Colombia's President Says Ecuador Raid Was Justified

Colombia's president said his cross-border raid on rebels was justified because Ecuador woudn't expel the guerrillas from its territory, even as Nicaragua broke off diplomatic relations Thursday and Venezuela threatened to slash trade and nationalize Colombian businesses.

Latin American foreign ministers searched for a peaceful way out of the region's worst diplomatic crisis in years during a meeting in the Dominican Republic, and the presidents of Colombia, Venezuela, Ecuador and at least nine other nations were flying in to join them.

Colombian President Alvaro Uribe met for three hours Wednesday night with directors of news media, in an off-the-record talk that his office authorized for publication on Thursday. He expressed frustration at what he called inaction by Ecuador over Colombian guerrilla camps in its territory.

"What does one do when bandits are shooting from the other side and the government doesn't do anything?" Uribe asked. "It's my job to defend 43 million Colombians."

Ecuadorean President Rafael Correa has said his troops have "captured" dozens of rebel camps, but Colombian officials say the rebels were always tipped off. Uribe said he couldn't give Correa advance notice of the raid because "I was sure that the operation would have failed."

He said Saturday's raid, which killed 24 people, was the sixth since his 2002 election against Raul Reyes, a top leader of the Revolutionary Armed Forces of Colombia, or FARC. Ecuador was investigating whether five Mexicans visiting for a leftist conference were among them, an official said on condition of anonymity because he was not authorized to speak with news media.

Uribe refused to rule out another such incursion into Ecuador or Venezuela, saying he first needs assurances from Correa and Venezuelan President Hugo Chavez that they are not harboring rebels.

But he said he didn't want war with any of his neighbors -- that the thought "doesn't even cross our minds." Venezuela and Ecuador have each sent thousands of soldiers to their borders with Colombia, but Uribe said he won't mobilize troops.

Nicaragua broke off relations Thursday with Colombia over the incident. President Daniel Ortega is a strong ally of Chavez and Correa, and Nicaragua has a long-standing maritime boundary dispute with Colombia.

"We are breaking off relations because of the political terrorism being carried out by the government of Alvaro Uribe, not because of the Colombian people," Ortega said during a visit from Correa.

Chavez said he would squeeze his country's US$6 billion (euro4 billion) annual trade with Colombia, saying: "We aren't interested in Colombian investments here." He added: "Of the Colombian businesses that are here in Venezuela, we could nationalize some."

That could create economic havoc, especially in Venezuela, which is already plagued by shortages of basic foods from milk to chicken. Chavez said Venezuelans can no longer depend on Colombia, "not even for a grain of rice." Colombia's finance minister said a cutoff could cost his country 100,000 jobs.
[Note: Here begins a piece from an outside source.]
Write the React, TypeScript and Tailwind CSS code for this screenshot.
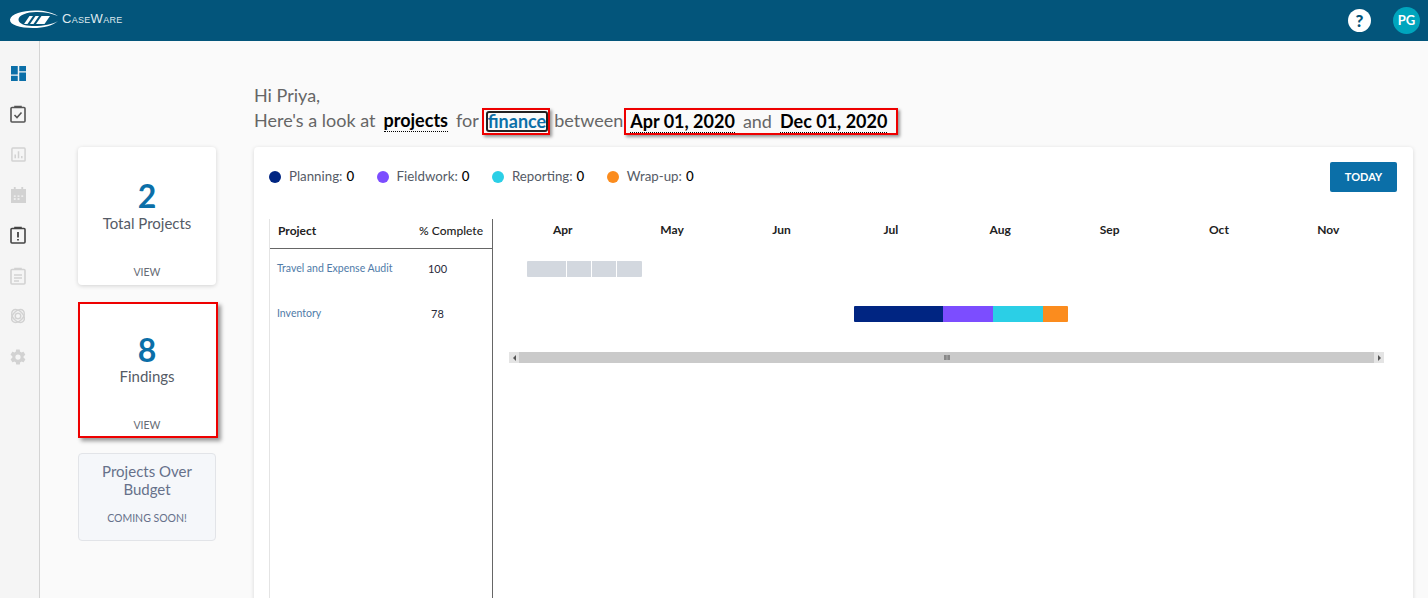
import React from 'react';

const legend = [
  { label: 'Planning:', color: 'bg-[#002582]' },
  { label: 'Fieldwork:', color: 'bg-[#7c4dff]' },
  { label: 'Reporting:', color: 'bg-[#2bcfe6]' },
  { label: 'Wrap-up:', color: 'bg-[#fb8c1e]' },
];

const months = ['Apr', 'May', 'Jun', 'Jul', 'Aug', 'Sep', 'Oct', 'Nov'];

const Logo = () => (
  <svg width="50" height="20" viewBox="0 0 50 20" className="shrink-0 -mt-[4px]">
    <path d="M1 10.500C2 5 13 1.500 26 1.500c9 0 18 2 23 5.500-6-2.500-14-4.200-22-4C18 3.200 9.500 6 9.500 10.500c0 4 6 6.300 13.500 6.500 10 .3 20-1.300 26-5-5 4.500-14 7-25 7C11 19 .5 16 1 10.500z" fill="#ffffff" />
    <path d="M15 15l5.500-8h3.500l-5.500 8zM21 15l5.500-8H30l-5.500 8zM27 15l5.500-8h8.500l-5.500 8z" fill="#ffffff" />
  </svg>
);

const DashboardIcon = () => (
  <svg width="15" height="15" viewBox="0 0 16 16">
    <path d="M0 0h7.200v9H0zM0 10.500h7.200V16H0zM8.800 0H16v5.500H8.800zM8.800 7H16v9H8.800z" fill="#0b6fa8" />
  </svg>
);

const Clipboard = ({ color, children }: { color: string; children?: React.ReactNode }) => (
  <svg width="16" height="18" viewBox="0 0 16 18" fill="none" stroke={color}>
    <rect x="1" y="2.500" width="14" height="14.500" rx="1" strokeWidth="1.600" />
    <path d="M5 3V1.500h6V3" strokeWidth="1.600" />
    {children}
  </svg>
);

const NavItem = ({ children }: { children: React.ReactNode }) => (
  <div className="h-[18px] flex items-center justify-center">{children}</div>
);

const SideNav = () => (
  <div className="w-10 shrink-0 bg-[#f5f5f5] border-r border-[#d4d4d4] flex flex-col items-center pt-[23px] pr-[3px] gap-[22.500px] h-[557px]">
    <NavItem><DashboardIcon /></NavItem>
    <NavItem>
      <Clipboard color="#555555">
        <path d="M4.500 10l2.500 2.500 4.500-5" strokeWidth="1.600" />
      </Clipboard>
    </NavItem>
    <NavItem>
      <svg width="15" height="15" viewBox="0 0 16 16" fill="none" stroke="#d2d2d2">
        <rect x="1" y="1" width="14" height="14" rx="1" strokeWidth="1.600" />
        <path d="M4.500 12V8M8 12V4.500M11.500 12V9.500" strokeWidth="1.600" />
      </svg>
    </NavItem>
    <NavItem>
      <svg width="15" height="17" viewBox="0 0 16 18">
        <path d="M0 3h3V1h2v2h6V1h2v2h3v15H0z" fill="#d2d2d2" />
        <path d="M3 10h2v1.500H3zM7 10h2v1.500H7zM11 10h2v1.500h-2zM3 13h2v1.500H3zM7 13h2v1.500H7z" fill="#f5f5f5" />
      </svg>
    </NavItem>
    <NavItem>
      <Clipboard color="#444444">
        <path d="M8 6v5.500M8 13v1.500" strokeWidth="1.800" />
      </Clipboard>
    </NavItem>
    <NavItem>
      <Clipboard color="#d2d2d2">
        <path d="M4 8h8M4 11h8M4 14h5" strokeWidth="1.300" />
      </Clipboard>
    </NavItem>
    <NavItem>
      <svg width="16" height="16" viewBox="0 0 16 16" fill="none" stroke="#d2d2d2" strokeWidth="1.500">
        <circle cx="8" cy="8" r="2.800" />
        <ellipse cx="8" cy="8" rx="7.500" ry="5" transform="rotate(45 8 8)" />
        <ellipse cx="8" cy="8" rx="7.500" ry="5" transform="rotate(-45 8 8)" />
      </svg>
    </NavItem>
    <NavItem>
      <svg width="18" height="18" viewBox="0 0 24 24">
        <path d="M19.400 13c.1-.3.100-.7.100-1s0-.7-.1-1l2.100-1.600c.2-.2.200-.4.100-.6l-2-3.500c-.1-.2-.4-.3-.6-.2l-2.500 1c-.5-.4-1.100-.7-1.700-1l-.4-2.600c0-.3-.2-.5-.5-.5h-4c-.3 0-.5.200-.5.400l-.4 2.700c-.6.200-1.100.6-1.700 1l-2.500-1c-.2-.1-.5 0-.6.200l-2 3.500c-.1.200-.1.500.1.600L4.500 11c0 .3-.1.700-.1 1s0 .7.100 1l-2.100 1.600c-.2.200-.2.400-.1.600l2 3.500c.1.200.4.300.6.200l2.500-1c.5.400 1.100.7 1.700 1l.4 2.600c0 .3.200.5.500.5h4c.3 0 .5-.2.500-.4l.4-2.700c.6-.2 1.200-.6 1.700-1l2.500 1c.2.100.5 0 .6-.2l2-3.500c.1-.2.100-.5-.1-.6zM12 15.500a3.500 3.500 0 1 1 0-7 3.500 3.500 0 0 1 0 7z" fill="#d2d2d2" />
      </svg>
    </NavItem>
  </div>
);

const StatCard = ({ value, label, outlined }: { value: string; label: string; outlined?: boolean }) => (
  <div className={outlined
    ? 'w-[140px] h-[136px] bg-white border-[2px] border-[#ee0000] shadow-[3px_3px_4px_rgba(0,0,0,0.4)] flex flex-col items-center pt-[27px] pr-[2px]'
    : 'w-[138px] h-[138px] bg-white rounded shadow-[0_1px_4px_rgba(0,0,0,0.16)] flex flex-col items-center pt-[30px]'}>
    <div className="text-[32px] leading-[38px] font-bold text-[#0b6fa8]">{value}</div>
    <div className={`text-[15px] leading-[20px] text-[#555b66] ${outlined ? '-mt-[3px]' : '-mt-[2px]'}`}>{label}</div>
    <div className={`mt-auto text-[10.500px] leading-[14px] text-[#666b75] ${outlined ? 'mb-[4px]' : 'mb-[6px]'}`}>VIEW</div>
  </div>
);

const Dotted = ({ children, className }: { children: React.ReactNode; className?: string }) => (
  <span className={`border-b border-dotted border-black font-bold leading-[22px] inline-block ${className ?? ''}`}>{children}</span>
);

export default function App() {
  return (
    <div className="w-[1428px] h-[598px] overflow-hidden bg-[#fafafa] font-['Lato','Open_Sans',sans-serif] text-[#333]">
      <header className="h-[41px] bg-[#03557b] flex items-center pl-[9px] pr-[8px]">
        <Logo />
        <span className="ml-[3px] -mt-[4px] text-[13px] tracking-[0.3px] font-light text-[#dfe9ee] font-['Liberation_Sans',sans-serif] [font-variant:small-caps]">CaseWare</span>
        <div className="ml-auto flex items-center gap-[22px]">
          <div className="w-[23px] h-[23px] rounded-full bg-white text-[#03557b] text-[17px] font-black flex items-center justify-center">?</div>
          <div className="w-[27px] h-[27px] rounded-full bg-[#00a5bd] text-white text-[13px] font-bold flex items-center justify-center">PG</div>
        </div>
      </header>
      <div className="flex">
        <SideNav />
        <div className="w-[38px] shrink-0" />
        <aside className="w-[176px] shrink-0 pt-[106px] flex flex-col gap-[17px]">
          <StatCard value="2" label="Total Projects" />
          <StatCard value="8" label="Findings" outlined />
          <div className="w-[138px] h-[88px] -mt-[2px] bg-[#f5f7fa] border border-[#e2e4e8] rounded flex flex-col items-center text-center pt-[8px]">
            <div className="text-[15px] leading-[18px] text-[#66718a] w-[110px]">Projects Over Budget</div>
            <div className="text-[10.500px] leading-[14px] text-[#66718a] mt-[13px]">COMING SOON!</div>
          </div>
        </aside>
        <main className="flex-1 pr-[15px]">
          <div className="pt-[42px] h-[106px] text-[18px] leading-[25px] text-[#666666]">
            <div>Hi Priya,</div>
            <div className="flex items-center whitespace-nowrap">
              <span className="-translate-y-[1px]">Here's a look at</span>
              <Dotted className="ml-[8px] text-black -translate-y-[1px]">projects</Dotted>
              <span className="ml-[8px] -translate-y-[1px]">for</span>
              <span className="ml-[3px] pl-[2px] h-[27px] border-[2px] border-[#ee0000] shadow-[2px_2px_3px_rgba(0,0,0,0.4)] flex items-center">
                <span className="border-[2px] border-[#222] rounded-[3px] h-[21px] flex items-center font-bold text-[#0b6fa8] leading-none pb-[1px]">finance</span>
              </span>
              <span className="ml-[4px] -translate-y-[1px]">between</span>
              <span className="ml-[1px] pl-[4px] pr-[5px] pb-[1px] h-[27px] border-[2px] border-[#ee0000] shadow-[2px_2px_3px_rgba(0,0,0,0.4)] flex items-center">
                <Dotted className="text-black">Apr 01, 2020</Dotted>
                <span className="ml-[8px]">and</span>
                <Dotted className="ml-[8px] mr-[4px] text-black">Dec 01, 2020</Dotted>
              </span>
            </div>
          </div>
          <section className="h-[500px] bg-white rounded shadow-[0_1px_4px_rgba(0,0,0,0.14)] pl-[15px]">
            <div className="flex items-center h-[60px] mb-[12px] pr-[16px]">
              <div className="flex items-center gap-[22.500px] text-[13.300px] text-[#555b66]">
                {legend.map((item) => (
                  <div key={item.label} className="flex items-center">
                    <span className={`w-3 h-3 rounded-full ${item.color} mr-[8px]`} />
                    {item.label}<span className="ml-[4px] font-medium text-black">0</span>
                  </div>
                ))}
              </div>
              <button className="ml-auto w-[67px] h-[30px] bg-[#0b6fa8] rounded-[2px] text-white text-[11px] font-bold">TODAY</button>
            </div>
            <div className="flex">
              <div className="w-[224px] h-[400px] border-l border-r border-l-[#e4e4e4] border-r-[#666666] shrink-0">
                <div className="h-[30px] pb-[6px] border-b border-[#666666] flex items-center text-[12px] font-bold text-[#222] pl-[8px] pr-[9px] justify-between">
                  <span>Project</span><span className="font-medium">% Complete</span>
                </div>
                <div className="flex h-[45px] pb-[5px] items-center text-[10.500px]">
                  <span className="w-[140px] pl-[7px] text-[#4f7ba8] whitespace-nowrap">Travel and Expense Audit</span>
                  <span className="flex-1 text-center text-[#2a2a3a] pr-[27px] pt-[1px] text-[11px]">100</span>
                </div>
                <div className="flex h-[45px] pb-[5px] items-center text-[10.500px]">
                  <span className="w-[140px] pl-[7px] text-[#4f7ba8]">Inventory</span>
                  <span className="flex-1 text-center text-[#2a2a3a] pr-[27px] pt-[1px] text-[11px]">78</span>
                </div>
              </div>
              <div className="flex-1 pl-[16px] pr-[14px]">
                <div className="h-[30px] pb-[6px] grid grid-cols-8 w-[875px] text-[12px] font-bold text-[#222] text-center items-center -mt-[1px]">
                  {months.map((m) => <span key={m} className="-translate-x-[1px]">{m}</span>)}
                </div>
                <div className="flex h-[16px] mt-[13px] ml-[18px] gap-[1px]">
                  <div className="w-[39px] bg-[#d3d8df] rounded-l-[1px]" />
                  <div className="w-[24px] bg-[#d3d8df]" />
                  <div className="w-[24px] bg-[#d3d8df]" />
                  <div className="w-[25px] bg-[#d3d8df] rounded-r-[1px]" />
                </div>
                <div className="flex h-[16px] mt-[29px] ml-[345px]">
                  <div className="w-[89px] bg-[#002582] rounded-l-[1px]" />
                  <div className="w-[50px] bg-[#7c4dff]" />
                  <div className="w-[50px] bg-[#2bcfe6]" />
                  <div className="w-[25px] bg-[#fb8c1e] rounded-r-[1px]" />
                </div>
                <div className="h-[11px] mt-[30px] w-[875px] bg-[#cacaca] flex items-center justify-between">
                  <span className="w-[10px] h-full bg-[#e4e4e4] flex items-center justify-center">
                    <span className="border-y-[3px] border-y-transparent border-r-[3px] border-r-[#555]" />
                  </span>
                  <span className="w-[6px] h-[5px] border-x-2 border-[#888] bg-[#999]" />
                  <span className="w-[10px] h-full bg-[#e4e4e4] flex items-center justify-center">
                    <span className="border-y-[3px] border-y-transparent border-l-[3px] border-l-[#555]" />
                  </span>
                </div>
              </div>
            </div>
          </section>
        </main>
      </div>
    </div>
  );
}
Chavez and Correa welcomed a resolution by the Organization of American States on Wednesday that calls the raid a violation of Ecuador's sovereignty. But they demanded an explicit international condemnation.

In the Dominican capital of Santo Domingo, foreign ministers of the 20-nation Rio Group searched for a "peaceful, negotiated solution," Bolivia's foreign minister said. Presidents are to face off there Friday.

"I do hope there will be a diplomatic outcome to this," U.S. Secretary of State Condoleezza Rice said in Belgium. She added that she hoped to win support from the leaders of Brazil and Chile when she travels to South America next week.

Colombia contends documents in a laptop belonging to Reyes indicate close rebel ties to Correa and Chavez. Correa counters that Reyes' slaying stymied the imminent release of 12 FARC-held hostages that he claims his government was negotiating.

Chavez, who has helped free six hostages this year, said Thursday his efforts won't stop.

"In spite of everything, and no matter what happens, we will continue struggling ... for the liberation of all the hostages in the hands of the FARC, for the liberation of our much-loved Ingrid Betancourt," Chavez said, referring to the French-Colombian politician held for six years.

President Nicolas Sarkozy of France appealed for her release in an interview on Colombian television, calling Betancourt's freedom "a personal commitment" for him and "a national cause" for France.

Meanwhile, some 40,000 people took part in a Bogota march for victims of Colombia's long-running conflict that had a decidedly anti-Uribe flavor. Many criticized the president's no-holds-barred military campaign and the right-wing paramilitaries formed to counter the guerrillas.

"Uribe is the one who has always wanted war -- and the United States, too," said 53-year-old marcher Jorge Sanchez.

Smaller marches were held elsewhere around the world.